What is asked: All of the data should be output character for character, except the pictures.

Information provided:

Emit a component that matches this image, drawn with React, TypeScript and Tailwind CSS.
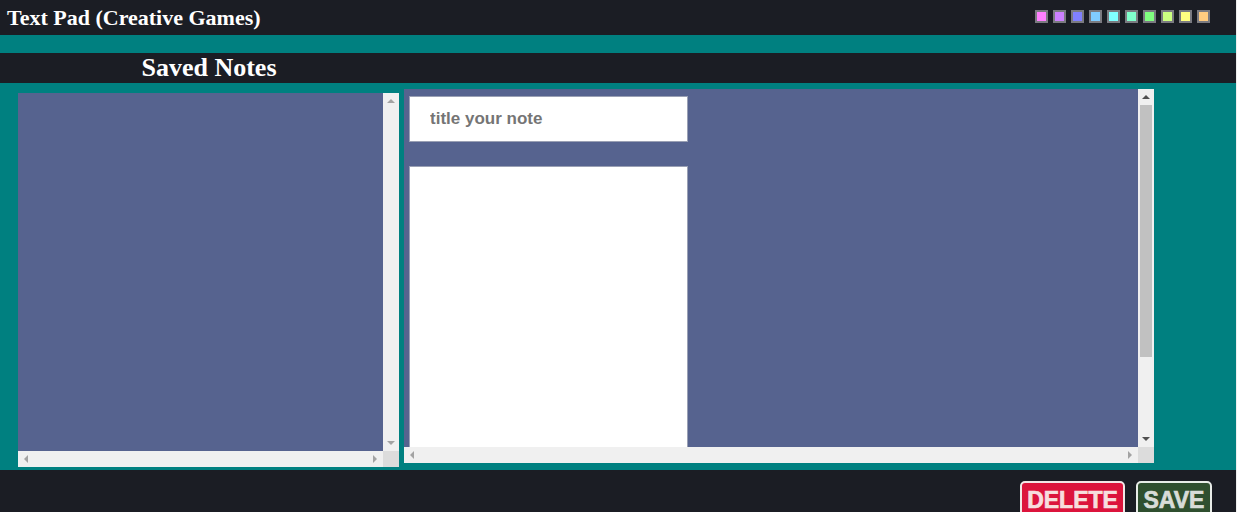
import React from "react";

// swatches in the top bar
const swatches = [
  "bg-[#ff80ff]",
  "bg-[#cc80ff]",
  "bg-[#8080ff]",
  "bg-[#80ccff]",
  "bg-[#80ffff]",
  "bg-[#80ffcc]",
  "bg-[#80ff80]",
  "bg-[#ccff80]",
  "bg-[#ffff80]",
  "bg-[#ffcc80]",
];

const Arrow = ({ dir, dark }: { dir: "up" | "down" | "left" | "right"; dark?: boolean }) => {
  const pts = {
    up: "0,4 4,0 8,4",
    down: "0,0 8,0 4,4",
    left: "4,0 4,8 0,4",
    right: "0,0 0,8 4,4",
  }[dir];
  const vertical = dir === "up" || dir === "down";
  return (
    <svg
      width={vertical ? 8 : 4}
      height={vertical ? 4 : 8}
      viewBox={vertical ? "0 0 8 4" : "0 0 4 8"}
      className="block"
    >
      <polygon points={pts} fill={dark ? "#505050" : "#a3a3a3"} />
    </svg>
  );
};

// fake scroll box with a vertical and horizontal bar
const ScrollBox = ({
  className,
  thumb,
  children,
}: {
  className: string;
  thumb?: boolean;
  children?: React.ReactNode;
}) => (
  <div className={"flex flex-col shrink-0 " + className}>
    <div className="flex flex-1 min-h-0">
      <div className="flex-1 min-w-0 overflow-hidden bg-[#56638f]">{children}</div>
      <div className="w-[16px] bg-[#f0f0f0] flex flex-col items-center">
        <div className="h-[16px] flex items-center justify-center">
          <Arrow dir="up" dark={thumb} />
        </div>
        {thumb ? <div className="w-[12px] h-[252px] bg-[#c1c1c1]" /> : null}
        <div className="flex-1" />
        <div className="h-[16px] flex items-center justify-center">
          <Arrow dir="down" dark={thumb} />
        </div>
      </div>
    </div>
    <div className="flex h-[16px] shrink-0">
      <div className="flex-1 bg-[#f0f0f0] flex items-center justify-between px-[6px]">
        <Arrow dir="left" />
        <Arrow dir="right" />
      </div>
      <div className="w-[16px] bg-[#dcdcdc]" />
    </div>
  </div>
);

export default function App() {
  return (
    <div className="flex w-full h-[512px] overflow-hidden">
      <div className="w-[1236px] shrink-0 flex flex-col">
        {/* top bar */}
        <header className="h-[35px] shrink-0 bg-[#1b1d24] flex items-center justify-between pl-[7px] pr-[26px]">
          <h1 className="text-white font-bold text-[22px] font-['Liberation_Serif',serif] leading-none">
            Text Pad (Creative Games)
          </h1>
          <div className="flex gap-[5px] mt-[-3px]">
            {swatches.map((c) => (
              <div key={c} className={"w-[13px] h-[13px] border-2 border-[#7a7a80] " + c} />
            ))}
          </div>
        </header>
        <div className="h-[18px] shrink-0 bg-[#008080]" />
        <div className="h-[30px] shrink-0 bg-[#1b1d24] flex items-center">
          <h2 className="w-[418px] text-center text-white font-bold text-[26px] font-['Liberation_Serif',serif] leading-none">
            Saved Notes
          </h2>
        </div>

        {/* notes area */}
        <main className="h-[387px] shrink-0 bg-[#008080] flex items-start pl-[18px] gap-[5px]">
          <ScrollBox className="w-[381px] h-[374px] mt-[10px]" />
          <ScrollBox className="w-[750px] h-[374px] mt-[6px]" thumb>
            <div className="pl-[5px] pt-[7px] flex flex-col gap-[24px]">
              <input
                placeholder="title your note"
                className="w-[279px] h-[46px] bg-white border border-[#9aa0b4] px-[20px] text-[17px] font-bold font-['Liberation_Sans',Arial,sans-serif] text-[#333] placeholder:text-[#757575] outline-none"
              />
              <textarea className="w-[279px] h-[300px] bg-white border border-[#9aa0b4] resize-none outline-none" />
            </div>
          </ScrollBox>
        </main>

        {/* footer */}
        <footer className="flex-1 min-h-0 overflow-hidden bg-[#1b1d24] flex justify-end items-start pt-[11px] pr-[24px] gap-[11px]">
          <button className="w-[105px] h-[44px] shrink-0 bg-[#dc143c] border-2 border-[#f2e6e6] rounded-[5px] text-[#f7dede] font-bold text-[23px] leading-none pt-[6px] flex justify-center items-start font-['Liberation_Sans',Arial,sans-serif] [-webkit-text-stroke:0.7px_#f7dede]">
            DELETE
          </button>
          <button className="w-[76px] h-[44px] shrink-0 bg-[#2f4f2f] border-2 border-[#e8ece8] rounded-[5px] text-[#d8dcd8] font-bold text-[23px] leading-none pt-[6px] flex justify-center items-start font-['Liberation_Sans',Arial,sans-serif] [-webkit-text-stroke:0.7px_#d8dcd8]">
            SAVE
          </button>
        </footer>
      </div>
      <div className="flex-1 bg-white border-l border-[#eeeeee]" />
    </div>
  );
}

Solution to the exercise:
Emit a component that matches this image, drawn with React, TypeScript and Tailwind CSS.
import React from "react";

// swatches in the top bar
const swatches = [
  "bg-[#ff80ff]",
  "bg-[#cc80ff]",
  "bg-[#8080ff]",
  "bg-[#80ccff]",
  "bg-[#80ffff]",
  "bg-[#80ffcc]",
  "bg-[#80ff80]",
  "bg-[#ccff80]",
  "bg-[#ffff80]",
  "bg-[#ffcc80]",
];

const Arrow = ({ dir, dark }: { dir: "up" | "down" | "left" | "right"; dark?: boolean }) => {
  const pts = {
    up: "0,4 4,0 8,4",
    down: "0,0 8,0 4,4",
    left: "4,0 4,8 0,4",
    right: "0,0 0,8 4,4",
  }[dir];
  const vertical = dir === "up" || dir === "down";
  return (
    <svg
      width={vertical ? 8 : 4}
      height={vertical ? 4 : 8}
      viewBox={vertical ? "0 0 8 4" : "0 0 4 8"}
      className="block"
    >
      <polygon points={pts} fill={dark ? "#505050" : "#a3a3a3"} />
    </svg>
  );
};

// fake scroll box with a vertical and horizontal bar
const ScrollBox = ({
  className,
  thumb,
  children,
}: {
  className: string;
  thumb?: boolean;
  children?: React.ReactNode;
}) => (
  <div className={"flex flex-col shrink-0 " + className}>
    <div className="flex flex-1 min-h-0">
      <div className="flex-1 min-w-0 overflow-hidden bg-[#56638f]">{children}</div>
      <div className="w-[16px] bg-[#f0f0f0] flex flex-col items-center">
        <div className="h-[16px] flex items-center justify-center">
          <Arrow dir="up" dark={thumb} />
        </div>
        {thumb ? <div className="w-[12px] h-[252px] bg-[#c1c1c1]" /> : null}
        <div className="flex-1" />
        <div className="h-[16px] flex items-center justify-center">
          <Arrow dir="down" dark={thumb} />
        </div>
      </div>
    </div>
    <div className="flex h-[16px] shrink-0">
      <div className="flex-1 bg-[#f0f0f0] flex items-center justify-between px-[6px]">
        <Arrow dir="left" />
        <Arrow dir="right" />
      </div>
      <div className="w-[16px] bg-[#dcdcdc]" />
    </div>
  </div>
);

export default function App() {
  return (
    <div className="flex w-full h-[512px] overflow-hidden">
      <div className="w-[1236px] shrink-0 flex flex-col">
        {/* top bar */}
        <header className="h-[35px] shrink-0 bg-[#1b1d24] flex items-center justify-between pl-[7px] pr-[26px]">
          <h1 className="text-white font-bold text-[22px] font-['Liberation_Serif',serif] leading-none">
            Text Pad (Creative Games)
          </h1>
          <div className="flex gap-[5px] mt-[-3px]">
            {swatches.map((c) => (
              <div key={c} className={"w-[13px] h-[13px] border-2 border-[#7a7a80] " + c} />
            ))}
          </div>
        </header>
        <div className="h-[18px] shrink-0 bg-[#008080]" />
        <div className="h-[30px] shrink-0 bg-[#1b1d24] flex items-center">
          <h2 className="w-[418px] text-center text-white font-bold text-[26px] font-['Liberation_Serif',serif] leading-none">
            Saved Notes
          </h2>
        </div>

        {/* notes area */}
        <main className="h-[387px] shrink-0 bg-[#008080] flex items-start pl-[18px] gap-[5px]">
          <ScrollBox className="w-[381px] h-[374px] mt-[10px]" />
          <ScrollBox className="w-[750px] h-[374px] mt-[6px]" thumb>
            <div className="pl-[5px] pt-[7px] flex flex-col gap-[24px]">
              <input
                placeholder="title your note"
                className="w-[279px] h-[46px] bg-white border border-[#9aa0b4] px-[20px] text-[17px] font-bold font-['Liberation_Sans',Arial,sans-serif] text-[#333] placeholder:text-[#757575] outline-none"
              />
              <textarea className="w-[279px] h-[300px] bg-white border border-[#9aa0b4] resize-none outline-none" />
            </div>
          </ScrollBox>
        </main>

        {/* footer */}
        <footer className="flex-1 min-h-0 overflow-hidden bg-[#1b1d24] flex justify-end items-start pt-[11px] pr-[24px] gap-[11px]">
          <button className="w-[105px] h-[44px] shrink-0 bg-[#dc143c] border-2 border-[#f2e6e6] rounded-[5px] text-[#f7dede] font-bold text-[23px] leading-none pt-[6px] flex justify-center items-start font-['Liberation_Sans',Arial,sans-serif] [-webkit-text-stroke:0.7px_#f7dede]">
            DELETE
          </button>
          <button className="w-[76px] h-[44px] shrink-0 bg-[#2f4f2f] border-2 border-[#e8ece8] rounded-[5px] text-[#d8dcd8] font-bold text-[23px] leading-none pt-[6px] flex justify-center items-start font-['Liberation_Sans',Arial,sans-serif] [-webkit-text-stroke:0.7px_#d8dcd8]">
            SAVE
          </button>
        </footer>
      </div>
      <div className="flex-1 bg-white border-l border-[#eeeeee]" />
    </div>
  );
}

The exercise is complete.